Rayburn’s group also questions whether lakers are responsible for invasions of nonnative species.

In 2017, UW-Superior researchers tested the ballast water tanks of eight U.S. and Canadian lakers traveling to western Lake Superior. Their 2018 report documented several species of zooplankton no one had previously recorded in Lake Superior — one of which had never been found in any Great Lake. The report followed Canadian research that found nonnative species in 90% of laker ballast water samples.

The Lake Carriers’ Association cooperated with the researchers by allowing them to board the ships and collect samples. But the group interpreted the results differently.

It criticized the study’s sampling as limited, and said it did not prove that laker-transported species could survive in new lakes.

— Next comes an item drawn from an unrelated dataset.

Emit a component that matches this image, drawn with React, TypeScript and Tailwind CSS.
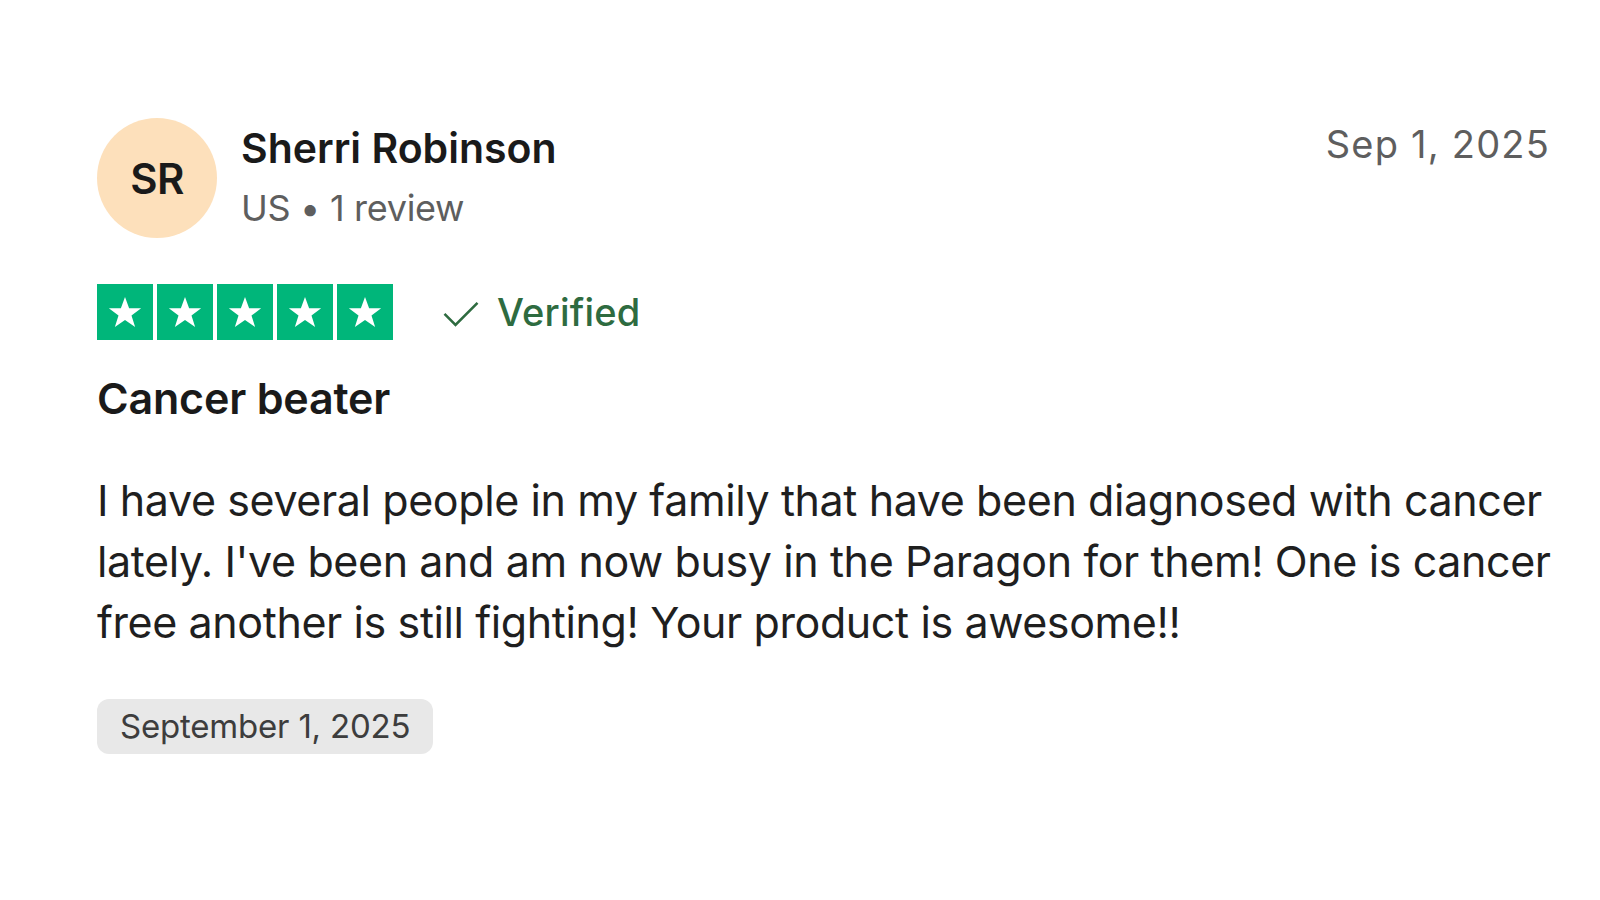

“Let’s do some more work and get some more data to determine whether this study is telling us something new, or if these are limited data points that don’t reflect bigger issues and trends in the Great Lakes,” Jim Weakley, the group’s president, said following the report’s release.

Prihoda, the UW-Superior researcher, acknowledged research is scarce about whether species were established in new lakes after riding in laker ballast tanks.

But, she said, “The thing is, once an organism becomes established, it could become invasive and spread. (It is) too late at that point to do anything about it.”

The Lake Carriers’ Association declined to allow Wisconsin Watch/Wisconsin Public Radio and Bridge Magazine to board a ship to report this story. Rayburn said the UW-Superior study made captains more hesitant to welcome outsiders.

“We just want this to be more educational than judgmental,” he said.

Ballast water legislation signed by President Donald Trump in December was a compromise between environmentalists and the shipping industry. It preserved the EPA’s Clean Water Act Authority to set ballast water standards, but it also made it difficult for states to set their own, stricter rules.

Coast Guard spokesman Richard Everett said whether the new EPA standards would apply to lakers is still to be decided.

The law includes $50 million for invasive species prevention efforts, which Molly Flanagan, vice president for policy at the Chicago-based Alliance for the Great Lakes, said could be used for research.

“We’re rapidly going to be running up against a situation where lakers are out of excuses and are going to have to treat their ballast water,” she said.

Said Penn State’s Cangelosi: “I feel for the lakers because they are not bringing these things in (from overseas). A lot of the things that we worry about come in with the salties, and then the lakers are caught holding the bag — moving it all around the lake.”